*EXERCISE GOAL*.
Below is a listing to write out in full, exactly as given, without its pictures.

*INFORMATION SUPPLIED*.
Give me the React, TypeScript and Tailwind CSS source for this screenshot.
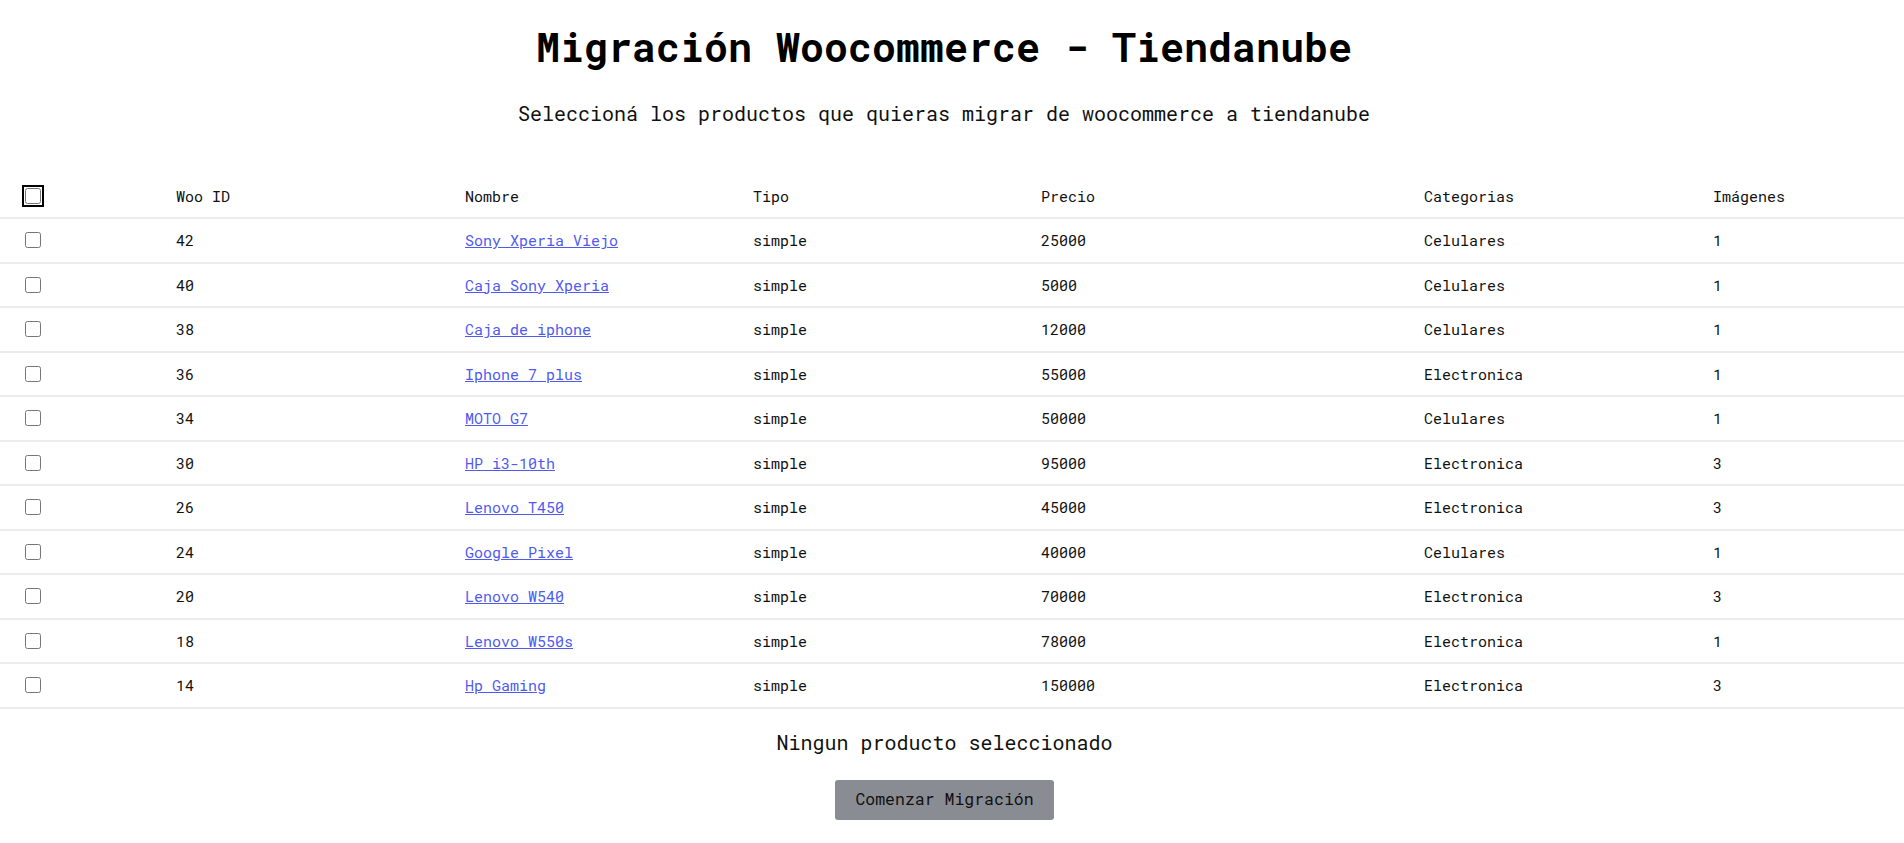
import * as React from "react";

interface Product {
  id: number;
  name: string;
  type: string;
  price: number;
  category: string;
  images: number;
}

const PRODUCTS: Product[] = [
  { id: 42, name: "Sony Xperia Viejo", type: "simple", price: 25000, category: "Celulares", images: 1 },
  { id: 40, name: "Caja Sony Xperia", type: "simple", price: 5000, category: "Celulares", images: 1 },
  { id: 38, name: "Caja de iphone", type: "simple", price: 12000, category: "Celulares", images: 1 },
  { id: 36, name: "Iphone 7 plus", type: "simple", price: 55000, category: "Electronica", images: 1 },
  { id: 34, name: "MOTO G7", type: "simple", price: 50000, category: "Celulares", images: 1 },
  { id: 30, name: "HP i3-10th", type: "simple", price: 95000, category: "Electronica", images: 3 },
  { id: 26, name: "Lenovo T450", type: "simple", price: 45000, category: "Electronica", images: 3 },
  { id: 24, name: "Google Pixel", type: "simple", price: 40000, category: "Celulares", images: 1 },
  { id: 20, name: "Lenovo W540", type: "simple", price: 70000, category: "Electronica", images: 3 },
  { id: 18, name: "Lenovo W550s", type: "simple", price: 78000, category: "Electronica", images: 1 },
  { id: 14, name: "Hp Gaming", type: "simple", price: 150000, category: "Electronica", images: 3 },
];

const ROW =
  "grid grid-cols-[151px_289px_288px_288px_383px_289px_1fr] items-center h-[44.5px] border-b-2 border-[#ececec] [&>*]:pl-[25px]";

export default function App() {
  const [selected, setSelected] = React.useState<number[]>([]);
  const allSelected = selected.length === PRODUCTS.length;

  const toggle = (id: number) =>
    setSelected((prev) => (prev.includes(id) ? prev.filter((x) => x !== id) : [...prev, id]));

  return (
    <div className="min-h-screen bg-white text-[#111] font-['Roboto_Mono','DejaVu_Sans_Mono','Liberation_Mono',monospace] pt-[22px]">
      <div className="flex flex-col items-center pr-[16px]">
        <h1 className="text-[40px] leading-[50px] font-bold text-black">Migración Woocommerce - Tiendanube</h1>
        <p className="mt-[27px] text-[20px] leading-[28px]">
          Seleccioná los productos que quieras migrar de woocommerce a tiendanube
        </p>
      </div>

      {/* Tabla de productos */}
      <div className="w-full mt-[47.5px] text-[15px]">
        <div className={ROW}>
          <div className="flex items-center">
            <input
              type="checkbox"
              checked={allSelected}
              onChange={() => setSelected(allSelected ? [] : PRODUCTS.map((p) => p.id))}
              className="size-4 rounded-[3px] outline-2 outline-offset-1 outline-black"
            />
          </div>
          <div>Woo ID</div>
          <div>Nombre</div>
          <div>Tipo</div>
          <div>Precio</div>
          <div>Categorias</div>
          <div>Imágenes</div>
        </div>
        {PRODUCTS.map((p) => (
          <div key={p.id} className={ROW}>
            <div className="flex items-center">
              <input
                type="checkbox"
                checked={selected.includes(p.id)}
                onChange={() => toggle(p.id)}
                className="size-4"
              />
            </div>
            <div>{p.id}</div>
            <div>
              <a href="#" className="text-[#4f5af0] underline">
                {p.name}
              </a>
            </div>
            <div>{p.type}</div>
            <div>{p.price}</div>
            <div>{p.category}</div>
            <div>{p.images}</div>
          </div>
        ))}
      </div>

      <div className="flex flex-col items-center pr-[15px]">
        <p className="mt-[19px] text-[20px] leading-[28px]">
          {selected.length === 0
            ? "Ningun producto seleccionado"
            : `${selected.length} producto${selected.length > 1 ? "s" : ""} seleccionado${selected.length > 1 ? "s" : ""}`}
        </p>
        <button
          type="button"
          disabled={selected.length === 0}
          className="mt-[24px] h-10 px-5 rounded-[3px] bg-[#8a8c94] text-[16.5px] text-[#111]"
        >
          Comenzar Migración
        </button>
      </div>
    </div>
  );
}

*CORRECT RESULT*.
Give me the React, TypeScript and Tailwind CSS source for this screenshot.
import * as React from "react";

interface Product {
  id: number;
  name: string;
  type: string;
  price: number;
  category: string;
  images: number;
}

const PRODUCTS: Product[] = [
  { id: 42, name: "Sony Xperia Viejo", type: "simple", price: 25000, category: "Celulares", images: 1 },
  { id: 40, name: "Caja Sony Xperia", type: "simple", price: 5000, category: "Celulares", images: 1 },
  { id: 38, name: "Caja de iphone", type: "simple", price: 12000, category: "Celulares", images: 1 },
  { id: 36, name: "Iphone 7 plus", type: "simple", price: 55000, category: "Electronica", images: 1 },
  { id: 34, name: "MOTO G7", type: "simple", price: 50000, category: "Celulares", images: 1 },
  { id: 30, name: "HP i3-10th", type: "simple", price: 95000, category: "Electronica", images: 3 },
  { id: 26, name: "Lenovo T450", type: "simple", price: 45000, category: "Electronica", images: 3 },
  { id: 24, name: "Google Pixel", type: "simple", price: 40000, category: "Celulares", images: 1 },
  { id: 20, name: "Lenovo W540", type: "simple", price: 70000, category: "Electronica", images: 3 },
  { id: 18, name: "Lenovo W550s", type: "simple", price: 78000, category: "Electronica", images: 1 },
  { id: 14, name: "Hp Gaming", type: "simple", price: 150000, category: "Electronica", images: 3 },
];

const ROW =
  "grid grid-cols-[151px_289px_288px_288px_383px_289px_1fr] items-center h-[44.5px] border-b-2 border-[#ececec] [&>*]:pl-[25px]";

export default function App() {
  const [selected, setSelected] = React.useState<number[]>([]);
  const allSelected = selected.length === PRODUCTS.length;

  const toggle = (id: number) =>
    setSelected((prev) => (prev.includes(id) ? prev.filter((x) => x !== id) : [...prev, id]));

  return (
    <div className="min-h-screen bg-white text-[#111] font-['Roboto_Mono','DejaVu_Sans_Mono','Liberation_Mono',monospace] pt-[22px]">
      <div className="flex flex-col items-center pr-[16px]">
        <h1 className="text-[40px] leading-[50px] font-bold text-black">Migración Woocommerce - Tiendanube</h1>
        <p className="mt-[27px] text-[20px] leading-[28px]">
          Seleccioná los productos que quieras migrar de woocommerce a tiendanube
        </p>
      </div>

      {/* Tabla de productos */}
      <div className="w-full mt-[47.5px] text-[15px]">
        <div className={ROW}>
          <div className="flex items-center">
            <input
              type="checkbox"
              checked={allSelected}
              onChange={() => setSelected(allSelected ? [] : PRODUCTS.map((p) => p.id))}
              className="size-4 rounded-[3px] outline-2 outline-offset-1 outline-black"
            />
          </div>
          <div>Woo ID</div>
          <div>Nombre</div>
          <div>Tipo</div>
          <div>Precio</div>
          <div>Categorias</div>
          <div>Imágenes</div>
        </div>
        {PRODUCTS.map((p) => (
          <div key={p.id} className={ROW}>
            <div className="flex items-center">
              <input
                type="checkbox"
                checked={selected.includes(p.id)}
                onChange={() => toggle(p.id)}
                className="size-4"
              />
            </div>
            <div>{p.id}</div>
            <div>
              <a href="#" className="text-[#4f5af0] underline">
                {p.name}
              </a>
            </div>
            <div>{p.type}</div>
            <div>{p.price}</div>
            <div>{p.category}</div>
            <div>{p.images}</div>
          </div>
        ))}
      </div>

      <div className="flex flex-col items-center pr-[15px]">
        <p className="mt-[19px] text-[20px] leading-[28px]">
          {selected.length === 0
            ? "Ningun producto seleccionado"
            : `${selected.length} producto${selected.length > 1 ? "s" : ""} seleccionado${selected.length > 1 ? "s" : ""}`}
        </p>
        <button
          type="button"
          disabled={selected.length === 0}
          className="mt-[24px] h-10 px-5 rounded-[3px] bg-[#8a8c94] text-[16.5px] text-[#111]"
        >
          Comenzar Migración
        </button>
      </div>
    </div>
  );
}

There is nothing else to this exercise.